Copy out all lines carrying the word "components".

● **MATERIAL**:

==================================================

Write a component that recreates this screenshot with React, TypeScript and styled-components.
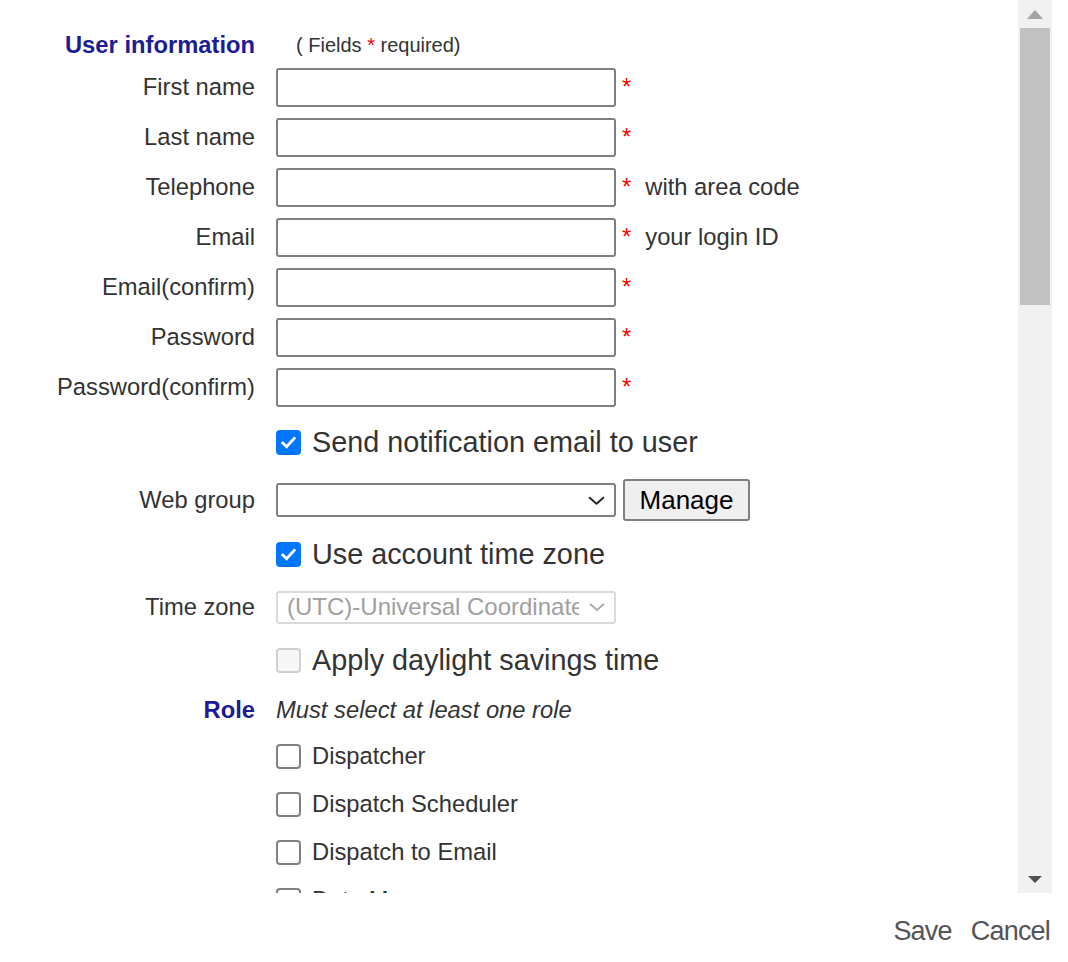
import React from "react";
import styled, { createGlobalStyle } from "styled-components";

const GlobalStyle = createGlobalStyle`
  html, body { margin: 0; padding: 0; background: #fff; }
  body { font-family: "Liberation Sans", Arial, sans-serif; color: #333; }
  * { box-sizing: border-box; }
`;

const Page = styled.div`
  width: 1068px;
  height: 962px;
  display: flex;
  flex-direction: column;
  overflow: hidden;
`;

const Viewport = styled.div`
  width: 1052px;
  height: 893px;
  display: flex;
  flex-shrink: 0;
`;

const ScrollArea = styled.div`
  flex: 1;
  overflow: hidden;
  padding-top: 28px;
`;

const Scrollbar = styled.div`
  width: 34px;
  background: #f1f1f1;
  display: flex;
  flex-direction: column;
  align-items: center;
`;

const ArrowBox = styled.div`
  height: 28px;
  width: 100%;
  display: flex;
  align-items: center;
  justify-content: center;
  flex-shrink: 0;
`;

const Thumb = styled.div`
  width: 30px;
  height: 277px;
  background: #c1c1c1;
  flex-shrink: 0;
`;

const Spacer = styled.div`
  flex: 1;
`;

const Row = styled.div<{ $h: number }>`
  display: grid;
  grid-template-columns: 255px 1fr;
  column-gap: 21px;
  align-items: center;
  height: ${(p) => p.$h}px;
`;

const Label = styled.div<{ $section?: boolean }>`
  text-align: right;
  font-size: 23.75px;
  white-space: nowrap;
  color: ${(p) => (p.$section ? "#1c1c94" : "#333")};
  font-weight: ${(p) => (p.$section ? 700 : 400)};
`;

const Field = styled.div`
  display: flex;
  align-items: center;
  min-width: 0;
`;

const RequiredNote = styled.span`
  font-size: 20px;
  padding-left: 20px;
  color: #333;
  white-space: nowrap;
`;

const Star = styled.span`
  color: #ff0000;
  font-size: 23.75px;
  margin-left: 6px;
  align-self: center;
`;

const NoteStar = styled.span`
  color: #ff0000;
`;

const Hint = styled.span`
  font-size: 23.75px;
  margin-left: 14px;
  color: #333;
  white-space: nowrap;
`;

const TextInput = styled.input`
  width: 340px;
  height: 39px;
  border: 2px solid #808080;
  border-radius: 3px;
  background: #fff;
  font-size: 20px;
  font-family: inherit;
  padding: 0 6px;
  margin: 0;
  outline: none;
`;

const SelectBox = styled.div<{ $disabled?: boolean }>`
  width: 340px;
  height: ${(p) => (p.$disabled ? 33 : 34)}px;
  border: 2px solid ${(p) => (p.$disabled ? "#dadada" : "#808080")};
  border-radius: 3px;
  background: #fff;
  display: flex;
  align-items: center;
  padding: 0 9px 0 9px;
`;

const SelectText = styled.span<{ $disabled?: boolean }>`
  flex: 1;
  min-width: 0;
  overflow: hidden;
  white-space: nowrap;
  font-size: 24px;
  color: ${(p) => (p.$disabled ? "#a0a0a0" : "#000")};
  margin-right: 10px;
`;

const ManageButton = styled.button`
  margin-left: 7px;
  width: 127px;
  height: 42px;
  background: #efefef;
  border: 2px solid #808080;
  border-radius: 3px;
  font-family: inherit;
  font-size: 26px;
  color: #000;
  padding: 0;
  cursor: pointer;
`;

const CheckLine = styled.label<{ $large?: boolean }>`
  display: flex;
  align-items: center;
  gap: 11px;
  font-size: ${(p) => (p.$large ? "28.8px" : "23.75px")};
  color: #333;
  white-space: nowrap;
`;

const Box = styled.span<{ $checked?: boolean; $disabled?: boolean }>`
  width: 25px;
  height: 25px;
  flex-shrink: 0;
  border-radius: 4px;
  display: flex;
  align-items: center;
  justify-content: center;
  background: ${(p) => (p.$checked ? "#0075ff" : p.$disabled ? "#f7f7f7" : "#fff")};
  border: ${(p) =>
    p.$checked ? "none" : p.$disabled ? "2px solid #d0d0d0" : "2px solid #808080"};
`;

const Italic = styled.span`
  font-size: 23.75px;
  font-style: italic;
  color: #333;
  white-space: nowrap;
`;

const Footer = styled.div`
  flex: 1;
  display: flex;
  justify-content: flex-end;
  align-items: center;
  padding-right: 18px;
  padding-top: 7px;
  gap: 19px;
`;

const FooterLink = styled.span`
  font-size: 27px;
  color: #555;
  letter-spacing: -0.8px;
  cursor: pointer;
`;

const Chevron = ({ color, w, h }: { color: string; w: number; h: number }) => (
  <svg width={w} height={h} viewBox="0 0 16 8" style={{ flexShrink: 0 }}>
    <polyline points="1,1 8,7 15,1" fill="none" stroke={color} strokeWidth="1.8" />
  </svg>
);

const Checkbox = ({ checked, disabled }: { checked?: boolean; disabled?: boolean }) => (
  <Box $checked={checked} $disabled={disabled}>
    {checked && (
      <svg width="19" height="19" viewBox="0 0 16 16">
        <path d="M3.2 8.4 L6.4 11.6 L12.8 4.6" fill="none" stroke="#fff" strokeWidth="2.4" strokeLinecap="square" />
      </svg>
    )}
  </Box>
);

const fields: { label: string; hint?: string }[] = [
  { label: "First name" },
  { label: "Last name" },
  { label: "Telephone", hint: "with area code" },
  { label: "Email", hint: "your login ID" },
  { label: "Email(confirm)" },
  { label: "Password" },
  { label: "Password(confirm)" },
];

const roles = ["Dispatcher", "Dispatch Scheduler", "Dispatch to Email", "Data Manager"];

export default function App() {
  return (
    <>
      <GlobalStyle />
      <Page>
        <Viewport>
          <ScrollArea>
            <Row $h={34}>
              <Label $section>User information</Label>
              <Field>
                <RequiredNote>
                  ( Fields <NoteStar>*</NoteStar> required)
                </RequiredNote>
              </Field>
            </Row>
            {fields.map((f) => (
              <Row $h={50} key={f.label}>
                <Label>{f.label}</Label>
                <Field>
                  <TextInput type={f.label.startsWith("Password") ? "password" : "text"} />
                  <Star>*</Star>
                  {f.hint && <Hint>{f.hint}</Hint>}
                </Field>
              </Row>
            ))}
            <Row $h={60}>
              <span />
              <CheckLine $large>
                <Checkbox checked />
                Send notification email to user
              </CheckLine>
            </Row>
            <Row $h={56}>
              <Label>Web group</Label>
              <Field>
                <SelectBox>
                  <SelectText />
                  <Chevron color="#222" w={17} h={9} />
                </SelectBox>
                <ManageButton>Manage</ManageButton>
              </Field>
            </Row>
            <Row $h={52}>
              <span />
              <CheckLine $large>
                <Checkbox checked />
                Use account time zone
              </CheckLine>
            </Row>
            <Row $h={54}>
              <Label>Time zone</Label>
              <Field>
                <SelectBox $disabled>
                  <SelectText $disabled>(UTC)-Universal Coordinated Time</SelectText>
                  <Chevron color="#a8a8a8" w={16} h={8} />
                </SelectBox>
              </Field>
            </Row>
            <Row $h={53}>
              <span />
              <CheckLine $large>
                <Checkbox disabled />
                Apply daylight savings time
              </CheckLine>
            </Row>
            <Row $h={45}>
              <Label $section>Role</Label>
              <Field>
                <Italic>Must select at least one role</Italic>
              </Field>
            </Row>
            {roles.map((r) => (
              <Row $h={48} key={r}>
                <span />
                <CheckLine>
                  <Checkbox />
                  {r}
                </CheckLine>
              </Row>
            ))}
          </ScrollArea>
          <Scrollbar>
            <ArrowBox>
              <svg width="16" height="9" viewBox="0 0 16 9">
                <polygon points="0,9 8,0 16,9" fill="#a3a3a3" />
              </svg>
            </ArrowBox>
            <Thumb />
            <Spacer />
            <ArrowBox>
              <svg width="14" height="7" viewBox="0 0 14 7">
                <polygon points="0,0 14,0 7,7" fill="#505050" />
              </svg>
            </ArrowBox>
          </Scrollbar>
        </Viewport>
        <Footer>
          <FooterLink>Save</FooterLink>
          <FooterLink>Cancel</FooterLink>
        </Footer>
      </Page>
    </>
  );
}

==================================================

● **EXPECTED ANSWER**:
Write a component that recreates this screenshot with React, TypeScript and styled-components.
import styled, { createGlobalStyle } from "styled-components";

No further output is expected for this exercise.